Encouraging private investment in the California high-speed system now may make it more feasible to envision its construction in the short-to-medium-term. Delaying using future public sector revenues to pay for a project today is the basis of much long-term investment, so there is nothing particularly out of the norm about this idea. But the use of such investment will realistically mean a future of higher ticket prices resulting from the need to pay off the bonds taken out for the project’s completion.
Nor is the involvement of private-sector groups in a public-sector project risk-free.

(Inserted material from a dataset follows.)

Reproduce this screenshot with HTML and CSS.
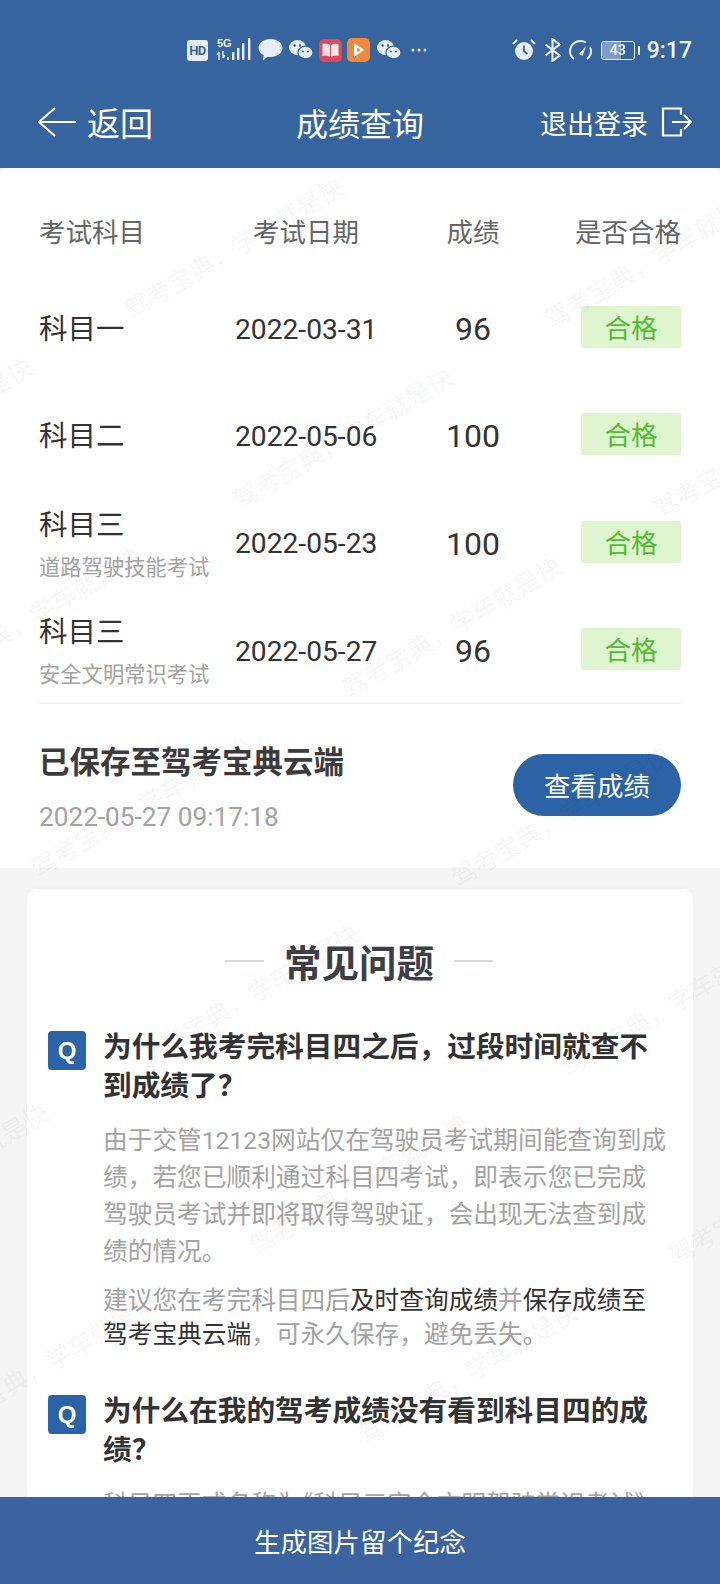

In fact, the devastating example of the United Kingdom’s High-Speed 1 line, connecting London to the Channel Tunnel, suggests that any decision to incorporate private investors in public infrastructure should be approached with skepticism — even trepidation.
A report from the Public Interest Research Group, also released this summer**, established a number of valuable principles for PPPs that are useful to consider in evaluating whether or not to include private groups in the funding process for a high-speed rail line. These suggestions include aligning “private sector incentives with public sector goals,” only pursuing PPPs “where ample competition exists,” ensuring “clear public accountability,” retaining public control over system decisions, limiting lengths of contracts, and guaranteeing transparency in the contracting process.
In addition to considering the French examples for PPP contract models, these are helpful suggestions that should be taken to heart by the California High-Speed Rail Authority as it develops its plan to bring fast train service to the state.
* Many of these fiscal advantages may (or may not) stem from the ability of private sector groups to avoid paying workers living wages, comply with minority workforce inclusion programs, fulfill expectations expressed by the public in the democratic system, and so on.
** For the sake of full disclosure, I served as a reviewer for the PIRG report.